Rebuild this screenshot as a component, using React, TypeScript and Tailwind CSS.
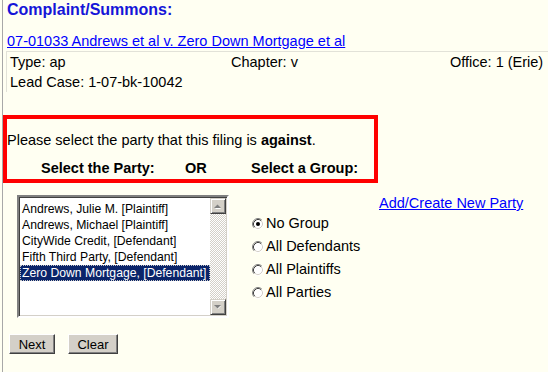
import React from "react";

const parties = [
  "Andrews, Julie M. [Plaintiff]",
  "Andrews, Michael [Plaintiff]",
  "CityWide Credit, [Defendant]",
  "Fifth Third Party, [Defendant]",
  "Zero Down Mortgage, [Defendant]",
];

const groups = ["No Group", "All Defendants", "All Plaintiffs", "All Parties"];

function Radio({ checked }: { checked?: boolean }) {
  return (
    <svg width="12" height="12" viewBox="0 0 12 12" className="shrink-0">
      <circle cx="6" cy="6" r="4.5" fill="#fff" />
      <path d="M2.11 9.89 A5.5 5.5 0 0 1 9.89 2.11" fill="none" stroke="#808080" />
      <path d="M9.89 2.11 A5.5 5.5 0 0 1 2.11 9.89" fill="none" stroke="#fff" />
      <path d="M2.82 9.18 A4.5 4.5 0 0 1 9.18 2.82" fill="none" stroke="#404040" />
      <path d="M9.18 2.82 A4.5 4.5 0 0 1 2.82 9.18" fill="none" stroke="#d4d0c8" />
      {checked && <circle cx="6" cy="6" r="2" fill="#000" />}
    </svg>
  );
}

function ScrollButton({ up }: { up?: boolean }) {
  return (
    <div className="flex h-[16px] w-[16px] items-center justify-center border border-t-[#d4d0c8] border-l-[#d4d0c8] border-r-[#404040] border-b-[#404040] bg-[#d4d0c8] shadow-[inset_1px_1px_#fff,inset_-1px_-1px_#808080]">
      <svg width="8" height="5" viewBox="0 0 8 5">
        {up ? (
          <>
            <path d="M1 5 L4 2 L7 5 Z" fill="#fff" />
            <path d="M0 4 L3.5 0.5 L7 4 Z" fill="#808080" />
          </>
        ) : (
          <>
            <path d="M1 1 L4 4 L7 1 Z" fill="#fff" />
            <path d="M0 0 L3.5 3.5 L7 0 Z" fill="#808080" />
          </>
        )}
      </svg>
    </div>
  );
}

function Button({ label, w }: { label: string; w: string }) {
  return (
    <button
      className={`${w} h-[20px] border border-t-white border-l-white border-r-[#404040] border-b-[#404040] bg-[#d4d0c8] text-[13px] leading-none text-black shadow-[inset_-1px_-1px_#808080]`}
    >
      {label}
    </button>
  );
}

export default function App() {
  return (
    <div className="flex h-[372px] w-[548px] overflow-hidden bg-[#fffff2] font-['Liberation_Sans',Arial,sans-serif] text-[14.5px] text-black">
      <div className="w-[3px] shrink-0 border-r border-[#a8a8a8]" />
      <div className="flex flex-1 flex-col">
        <h1 className="pl-[4px] text-[16px] font-bold leading-[20px] text-[#1515d8]">
          Complaint/Summons:
        </h1>
        <a href="#" className="mt-[13px] pl-[4px] leading-[17px] text-[#0000ff] underline">
          07-01033 Andrews et al v. Zero Down Mortgage et al
        </a>
        <div className="ml-[3px] mt-[1px] grid grid-cols-[224px_219px_1fr] border-l border-t border-[#e2e2d8] leading-[20px]">
          <div className="pl-[3px]">Type: ap</div>
          <div>Chapter: v</div>
          <div>Office: 1 (Erie)</div>
          <div className="col-span-3 pl-[3px]">Lead Case: 1-07-bk-10042</div>
        </div>

        <div className="mt-[23px] h-[68px] w-[375px] border-4 border-[#ff0000]">
          <p className="mt-[11px] leading-[20px]">
            Please select the party that this filing is <b>against</b>.
          </p>
          <div className="mt-[10px] flex pl-[34px] font-bold leading-[16px]">
            <span className="w-[144px]">Select the Party:</span>
            <span className="w-[66px]">OR</span>
            <span>Select a Group:</span>
          </div>
        </div>

        <div className="mt-[12px] flex">
          <div className="ml-[14px] flex h-[123px] w-[212px] border-2 border-t-[#808080] border-l-[#808080] border-r-white border-b-white bg-white shadow-[inset_1px_1px_#404040,inset_-1px_-1px_#d4d0c8]">
            <div className="min-w-0 flex-1 overflow-hidden pl-[1px] pt-[4px] text-[12.2px] leading-[14px]">
              {parties.map((p, i) => (
                <div
                  key={p}
                  className={
                    i === parties.length - 1
                      ? "whitespace-nowrap border border-dotted border-[#c8c8c8] bg-[#0a246a] pl-[1px] text-white"
                      : "whitespace-nowrap border border-transparent pl-[1px]"
                  }
                >
                  {p}
                </div>
              ))}
            </div>
            <div className="my-[1px] mr-[1px] flex w-[16px] shrink-0 flex-col bg-[repeating-conic-gradient(#d4d0c8_0_25%,#ffffff_0_50%)] bg-[length:2px_2px]">
              <ScrollButton up />
              <div className="flex-1" />
              <ScrollButton />
            </div>
          </div>

          <div className="ml-[23px] flex flex-col">
            <a href="#" className="h-[17px] pl-[127px] leading-[16px] text-[#0000ff] underline">
              Add/Create New Party
            </a>
            {groups.map((g, i) => (
              <label key={g} className="flex h-[23px] items-center gap-[2px]">
                <Radio checked={i === 0} />
                <span>{g}</span>
              </label>
            ))}
          </div>
        </div>

        <div className="ml-[6px] mt-[16px] flex gap-[13px]">
          <Button label="Next" w="w-[46px]" />
          <Button label="Clear" w="w-[50px]" />
        </div>
      </div>
    </div>
  );
}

══════════════════════════════

What is being asked =
Copy out all the data exactly; skip the pictures.

Expected output =
Rebuild this screenshot as a component, using React, TypeScript and Tailwind CSS.
import React from "react";

const parties = [
  "Andrews, Julie M. [Plaintiff]",
  "Andrews, Michael [Plaintiff]",
  "CityWide Credit, [Defendant]",
  "Fifth Third Party, [Defendant]",
  "Zero Down Mortgage, [Defendant]",
];

const groups = ["No Group", "All Defendants", "All Plaintiffs", "All Parties"];

function Radio({ checked }: { checked?: boolean }) {
  return (
    <svg width="12" height="12" viewBox="0 0 12 12" className="shrink-0">
      <circle cx="6" cy="6" r="4.5" fill="#fff" />
      <path d="M2.11 9.89 A5.5 5.5 0 0 1 9.89 2.11" fill="none" stroke="#808080" />
      <path d="M9.89 2.11 A5.5 5.5 0 0 1 2.11 9.89" fill="none" stroke="#fff" />
      <path d="M2.82 9.18 A4.5 4.5 0 0 1 9.18 2.82" fill="none" stroke="#404040" />
      <path d="M9.18 2.82 A4.5 4.5 0 0 1 2.82 9.18" fill="none" stroke="#d4d0c8" />
      {checked && <circle cx="6" cy="6" r="2" fill="#000" />}
    </svg>
  );
}

function ScrollButton({ up }: { up?: boolean }) {
  return (
    <div className="flex h-[16px] w-[16px] items-center justify-center border border-t-[#d4d0c8] border-l-[#d4d0c8] border-r-[#404040] border-b-[#404040] bg-[#d4d0c8] shadow-[inset_1px_1px_#fff,inset_-1px_-1px_#808080]">
      <svg width="8" height="5" viewBox="0 0 8 5">
        {up ? (
          <>
            <path d="M1 5 L4 2 L7 5 Z" fill="#fff" />
            <path d="M0 4 L3.5 0.5 L7 4 Z" fill="#808080" />
          </>
        ) : (
          <>
            <path d="M1 1 L4 4 L7 1 Z" fill="#fff" />
            <path d="M0 0 L3.5 3.5 L7 0 Z" fill="#808080" />
          </>
        )}
      </svg>
    </div>
  );
}

function Button({ label, w }: { label: string; w: string }) {
  return (
    <button
      className={`${w} h-[20px] border border-t-white border-l-white border-r-[#404040] border-b-[#404040] bg-[#d4d0c8] text-[13px] leading-none text-black shadow-[inset_-1px_-1px_#808080]`}
    >
      {label}
    </button>
  );
}

export default function App() {
  return (
    <div className="flex h-[372px] w-[548px] overflow-hidden bg-[#fffff2] font-['Liberation_Sans',Arial,sans-serif] text-[14.5px] text-black">
      <div className="w-[3px] shrink-0 border-r border-[#a8a8a8]" />
      <div className="flex flex-1 flex-col">
        <h1 className="pl-[4px] text-[16px] font-bold leading-[20px] text-[#1515d8]">
          Complaint/Summons:
        </h1>
        <a href="#" className="mt-[13px] pl-[4px] leading-[17px] text-[#0000ff] underline">
          07-01033 Andrews et al v. Zero Down Mortgage et al
        </a>
        <div className="ml-[3px] mt-[1px] grid grid-cols-[224px_219px_1fr] border-l border-t border-[#e2e2d8] leading-[20px]">
          <div className="pl-[3px]">Type: ap</div>
          <div>Chapter: v</div>
          <div>Office: 1 (Erie)</div>
          <div className="col-span-3 pl-[3px]">Lead Case: 1-07-bk-10042</div>
        </div>

        <div className="mt-[23px] h-[68px] w-[375px] border-4 border-[#ff0000]">
          <p className="mt-[11px] leading-[20px]">
            Please select the party that this filing is <b>against</b>.
          </p>
          <div className="mt-[10px] flex pl-[34px] font-bold leading-[16px]">
            <span className="w-[144px]">Select the Party:</span>
            <span className="w-[66px]">OR</span>
            <span>Select a Group:</span>
          </div>
        </div>

        <div className="mt-[12px] flex">
          <div className="ml-[14px] flex h-[123px] w-[212px] border-2 border-t-[#808080] border-l-[#808080] border-r-white border-b-white bg-white shadow-[inset_1px_1px_#404040,inset_-1px_-1px_#d4d0c8]">
            <div className="min-w-0 flex-1 overflow-hidden pl-[1px] pt-[4px] text-[12.2px] leading-[14px]">
              {parties.map((p, i) => (
                <div
                  key={p}
                  className={
                    i === parties.length - 1
                      ? "whitespace-nowrap border border-dotted border-[#c8c8c8] bg-[#0a246a] pl-[1px] text-white"
                      : "whitespace-nowrap border border-transparent pl-[1px]"
                  }
                >
                  {p}
                </div>
              ))}
            </div>
            <div className="my-[1px] mr-[1px] flex w-[16px] shrink-0 flex-col bg-[repeating-conic-gradient(#d4d0c8_0_25%,#ffffff_0_50%)] bg-[length:2px_2px]">
              <ScrollButton up />
              <div className="flex-1" />
              <ScrollButton />
            </div>
          </div>

          <div className="ml-[23px] flex flex-col">
            <a href="#" className="h-[17px] pl-[127px] leading-[16px] text-[#0000ff] underline">
              Add/Create New Party
            </a>
            {groups.map((g, i) => (
              <label key={g} className="flex h-[23px] items-center gap-[2px]">
                <Radio checked={i === 0} />
                <span>{g}</span>
              </label>
            ))}
          </div>
        </div>

        <div className="ml-[6px] mt-[16px] flex gap-[13px]">
          <Button label="Next" w="w-[46px]" />
          <Button label="Clear" w="w-[50px]" />
        </div>
      </div>
    </div>
  );
}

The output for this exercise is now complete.